« Revue de détail en forme de voyage intercontinental » par Télérama

Dans Télérama, en 1999, le maître de l´accordéon diatonique Marc Perrone s´enflammait : « Le soufflet se gonfle, se dégonfle, se tend. Il y a quelque chose qui est directement lié au « palpitant » de celui qui en joue. C´est une espèce d´interface entre l´intérieur et l´extérieur du corps. On peut étirer les sons, les raccourcir, on sent la musique entre ses deux mains, comme une matière vivante. » Fieffé bourlingueur, l´accordéon a essaimé ses flonflons tout autour de la planète. Il trône dans les bals pygmées, en pleine forêt camerounaise, où se dansent la valse et la mazurka. Il fait escale à Zanzibar, où sa java allume les langueurs épicées du « taarab ». Il trimbale ses plis et ses boutons jusqu´en Chine, où, fabriqué à la chaîne, il fait l´objet de cours d´initiation à la télé et accompagne… les défilés militaires. A l´encontre de la guitare et du piano, symboles de la bourgeoisie occidentale, le très prolétaire « dépliant à bretelles » fut même encensé par la Révolution culturelle. Scénario inverse en Europe, où le « piano du pauvre » a eu les pires difficultés à se remettre du soupçon de ringardise qui lui collait aux basques depuis l´explosion yè-yé. Il a repris du galon grâce aux Rita Mitsouko ou à Bernard Lubat. Ce ne fut pas sa seule bataille. Dès les années 30, un siècle après son invention par un Viennois, il s´est trouvé aux prises avec les tenants de la tradition, qui lui reprochaient d´écraser les vielles et les cornemuses sur son passage. « Pas cher, pas lourd et toujours juste », claironnaient les anciennes réclames. L´accordéon fut le premier instrument de l´ère industrielle. Construit en série, il s´est répandu de manière fulgurante grâce au train, à la sidérurgie, aux manufactures. Trimbalé dans les bagages des marins, des missionnaires et des colons, il a fécondé quelques-uns des genres musicaux les plus guincheurs.
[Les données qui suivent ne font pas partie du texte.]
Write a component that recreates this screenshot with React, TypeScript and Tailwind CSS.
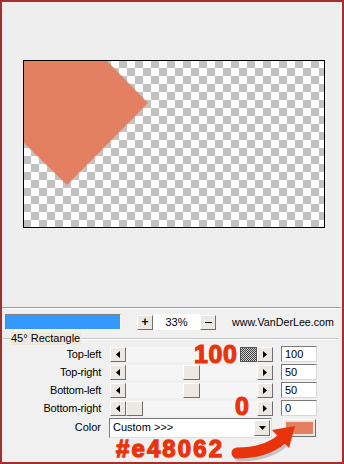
import React from "react"

function ArrowLeft() {
    return (
        <svg width="4" height="7" viewBox="0 0 4 7">
            <path d="M4 0V7L0 3.5Z" fill="#000" />
        </svg>
    )
}

function ArrowRight() {
    return (
        <svg width="4" height="7" viewBox="0 0 4 7">
            <path d="M0 0V7L4 3.5Z" fill="#000" />
        </svg>
    )
}

function Btn({ children, className = "" }: { children?: React.ReactNode; className?: string }) {
    return (
        <div className={`flex items-center justify-center bg-[#ece9e4] border border-t-white border-l-white border-r-[#6e6e6e] border-b-[#6e6e6e] ${className}`}>
            {children}
        </div>
    )
}

function SliderRow({ label, value, thumb }: { label: string; value: string; thumb: React.ReactNode }) {
    return (
        <div className="flex items-center h-[18px]">
            <div className="w-[99px] text-right text-[11px] tracking-[-0.2px] leading-none">{label}</div>
            <div className="ml-[9px] flex items-center">
                <Btn className="w-[16px] h-[15px]">
                    <ArrowLeft />
                </Btn>
                <div className="w-[131px] h-[15px] bg-[#f5f5f5] flex items-center">{thumb}</div>
                <Btn className="w-[16px] h-[15px]">
                    <ArrowRight />
                </Btn>
            </div>
            <div className="ml-[8px] w-[36px] h-[16px] bg-white border border-t-[#7a7a7a] border-l-[#7a7a7a] border-r-[#d8d8d8] border-b-[#d8d8d8] text-[11px] leading-[14px] pl-[3px]">
                {value}
            </div>
        </div>
    )
}

export default function App() {
    return (
        <div className="relative w-[344px] h-[464px] border-2 border-[#a3302a] bg-[#f0f0f0] flex flex-col font-['Liberation_Sans',Arial,sans-serif] text-black overflow-hidden">
            {/* preview area */}
            <div className="h-[306px] bg-[#eeeeee] border-b border-[#9a9a9a] border-r-2 border-r-[#f9f9f9] pl-[21px] pt-[58px]">
                <svg width="302" height="168" viewBox="0 0 302 168">
                    <defs>
                        <pattern id="chk" width="16" height="16" patternUnits="userSpaceOnUse">
                            <rect width="16" height="16" fill="#fefefe" />
                            <rect width="8" height="8" fill="#c2c2c2" />
                            <rect x="8" y="8" width="8" height="8" fill="#c2c2c2" />
                        </pattern>
                    </defs>
                    <rect width="302" height="168" fill="url(#chk)" />
                    <polygon points="1,1 84,1 125,43 44,125 1,83" fill="#e48062" />
                    <rect x="0.5" y="0.5" width="301" height="167" fill="none" stroke="#000" />
                </svg>
            </div>

            <div className="flex-1 border-t border-white">
                {/* zoom bar */}
                <div className="flex items-center h-[16px] mt-[5px]">
                    <div className="ml-[3px] w-[116px] h-[16px] bg-[#3399ff] border border-t-[#808080] border-l-[#808080] border-r-white border-b-white" />
                    <Btn className="ml-[16px] w-[16px] h-[15px] text-[12px] font-bold leading-none">+</Btn>
                    <div className="w-[47px] h-[16px] bg-white flex items-center justify-center text-[11px]">33%</div>
                    <Btn className="w-[16px] h-[15px]">
                        <div className="w-[7px] h-[1px] bg-black" />
                    </Btn>
                    <div className="ml-[16px] text-[10.7px] leading-none">www.VanDerLee.com</div>
                </div>

                {/* group box */}
                <div className="relative mt-[8px] ml-[1px] mr-[4px] border-t border-[#c6c6c6] shadow-[inset_0_1px_0_#fff] pt-[6px]">
                    <div className="absolute left-[7px] -top-[7px] px-[1px] h-[13px] bg-[#ede9dd] text-[11px] leading-[13px]">45° Rectangle</div>
                    <div className="-ml-[1px]">
                        <SliderRow
                            label="Top-left"
                            value="100"
                            thumb={
                                <div className="ml-[114px] w-[17px] h-[15px] border border-[#555] bg-[repeating-conic-gradient(#3a3a3a_0%_25%,#d8d8d8_0%_50%)] bg-[length:2px_2px]" />
                            }
                        />
                        <SliderRow label="Top-right" value="50" thumb={<Btn className="ml-[57px] w-[17px] h-[15px]" />} />
                        <SliderRow label="Bottom-left" value="50" thumb={<Btn className="ml-[57px] w-[17px] h-[15px]" />} />
                        <SliderRow label="Bottom-right" value="0" thumb={<Btn className="w-[17px] h-[15px]" />} />

                        {/* colour row */}
                        <div className="flex items-center h-[21px]">
                            <div className="w-[99px] text-right text-[11px] leading-none">Color</div>
                            <div className="ml-[8px] w-[163px] h-[20px] bg-white border border-t-[#7a7a7a] border-l-[#7a7a7a] border-r-[#e0e0e0] border-b-[#e0e0e0] flex items-center">
                                <div className="flex-1 pl-[3px] text-[11px] leading-none">Custom &gt;&gt;&gt;</div>
                                <Btn className="mr-[1px] w-[16px] h-[16px]">
                                    <svg width="7" height="4" viewBox="0 0 7 4">
                                        <path d="M0 0H7L3.5 4Z" fill="#000" />
                                    </svg>
                                </Btn>
                            </div>
                            <div className="ml-[11px] w-[33px] h-[18px] p-[2px] bg-[#ece9e4] border border-t-white border-l-white border-r-[#6e6e6e] border-b-[#6e6e6e]">
                                <div className="w-full h-full bg-[#e48062]" />
                            </div>
                        </div>
                    </div>
                </div>
            </div>

            {/* annotations */}
            <div className="absolute left-[192px] top-[340px] text-[25px] leading-[25px] font-bold tracking-[0.6px] [-webkit-text-stroke:1.2px_#e8340c] text-[#e8340c]">100</div>
            <div className="absolute left-[233px] top-[392px] text-[25px] leading-[25px] font-bold [-webkit-text-stroke:1.2px_#e8340c] text-[#e8340c]">0</div>
            <div className="absolute left-[114px] top-[435px] text-[24px] leading-[24px] font-bold tracking-[2.1px] [-webkit-text-stroke:1.3px_#e8340c] text-[#e8340c]">#e48062</div>
            <svg className="absolute left-[228px] top-[414px]" width="74" height="48" viewBox="0 0 74 48">
                <path d="M9 40 C27 40 42 36 54 26" fill="none" stroke="#000" strokeOpacity="0.18" strokeWidth="11" strokeLinecap="round" />
                <path d="M7 37 C25 37 40 33 52 23" fill="none" stroke="#e8340c" strokeWidth="11" strokeLinecap="round" />
                <path d="M42 14 L65 10 L59 32 Z" fill="#e8340c" />
            </svg>
        </div>
    )
}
Revue de détail en forme de voyage intercontinental, du musette parisien au mbaqanga sud-africain, en passant par le forró brésilien et le funana capverdien.
Musette, chez nous :
Dans les « cafés-charbon » du début du XXe siècle se rencontrent les immigrés de l´époque, Auvergnats et Italiens. Le musette, le « folklore parisien » est né du télescopage de la cabrette des uns, et de l´accordéon des autres. Leur blues à trois temps se danse en couple, au grand dam des moralistes et des pudibonds. Des bas-fonds de la rue de Lappe (où « les filles de joie épousent des hommes de peine », disait Jo Privat) aux guinguettes du bord de Marne, l´accordéoniste est le roi de la fête populaire. Gouaille et poésie sont au rendez-vous, plus tard immortalisées par le cinéma.